30 DAYS of AWESOME PARENTING
(read about the adventure here)
Tip 20: Positive discipline tool-
Use the energy
If there is one thing I’m not a fan of in normal school, preschool and kindergarten settings, it is the idea that disciplining children should involve a ‘time out’. I’m not quite sure how ‘disciplining’ a child in this way actually teaches them anything except to sit and seethe at a bigger person who has power over them. I’m not sure that a young child actually gains anything from a time to sit and think about their actions…other than to calm down eventually… but for many children, this takes a long time and can be pretty upsetting to watch or be a part of. Having an already agitated or upset child kick and scream as you struggle to get them to their time-out spot is no fun at all. A time out usually means ‘sit on a chair/floor/cushion quietly’ which, when you think about it, is like asking an astronaut to defy the laws of weightlessness and space, and stay in the one place. It is almost impossible, especially if you are 3 or 4 or 5 years of age, and are only just gaining control of your emotions and your body, and are learning to self-regulate. Even more so when you think of the likely behaviour that instigated this punishment – calm, quiet children don’t get put in time-out.

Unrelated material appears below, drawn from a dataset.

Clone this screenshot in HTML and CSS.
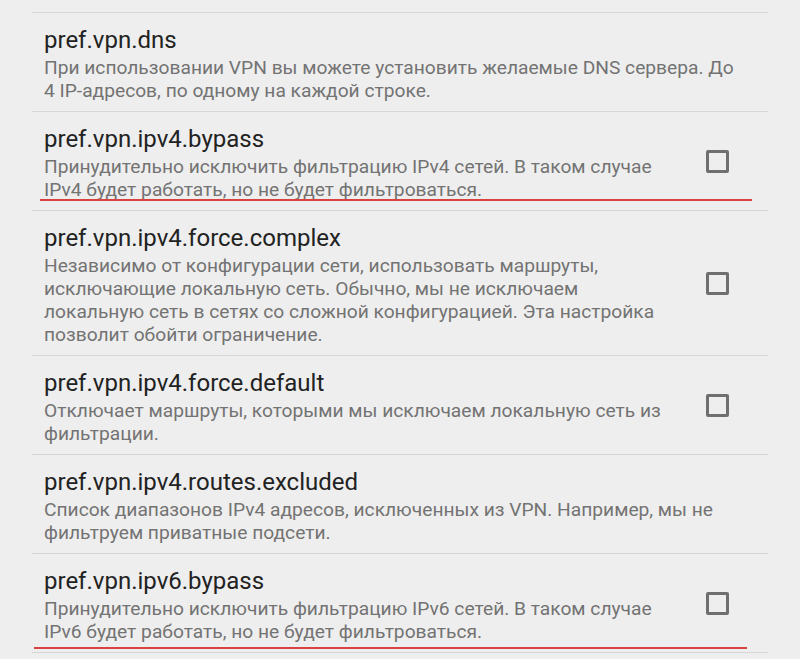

So, if that is not the answer, what is?
Perhaps it is the idea that we USE the excess energy, rather than try to force it into unnatural states.
So the question is HOW can we use the excess energy of a young child in a way that supports them, and also allows us the opportunity to calm down (if we need), be centred, take a breath, and get our jobs done? Simple. We find them things to do that use up the energy quickly and easily.
I share plenty of ideas in my book for home settings (many of which translate to school settings too) and I don’t want to double up so I’ll give you a few new starters…
1. Wash the car. Bubbles, warm water, suds… who can stay cross and grumpy for long with that kind of energetic fun? I bet the mood and tantrum will be broken in an instant.
2. Scrub…potatoes, the high chair, the coffee table, the outside of the washing machine. Scrubbing requires vigorous action and focused attention. Give them a coarse sponge (in itself a sensory experience that allows them to feel the limits and become aware once again of their physical body, helping to ground them back to earth after a tantrum) and a dish of soapy water and set them to task. Have a towel handy to wipe up the spills.
3. Your own child might respond to being wrapped in a big blanket ‘bear hug’ and being rocked and rolled, backwards and forwards. This ‘bear hug’ game is another sensory support tool that helps them step back inside their body when all hell has broken loose and they are no longer in control of their emotions. Of course, just be sure to keep their face and head clear of the covering. You might like to make up a growly grizzly bear song to go with this game too.
Come up with three new ‘energy movers’ of your own. Write them down in your 30 days of AWESOME journal so you remember them.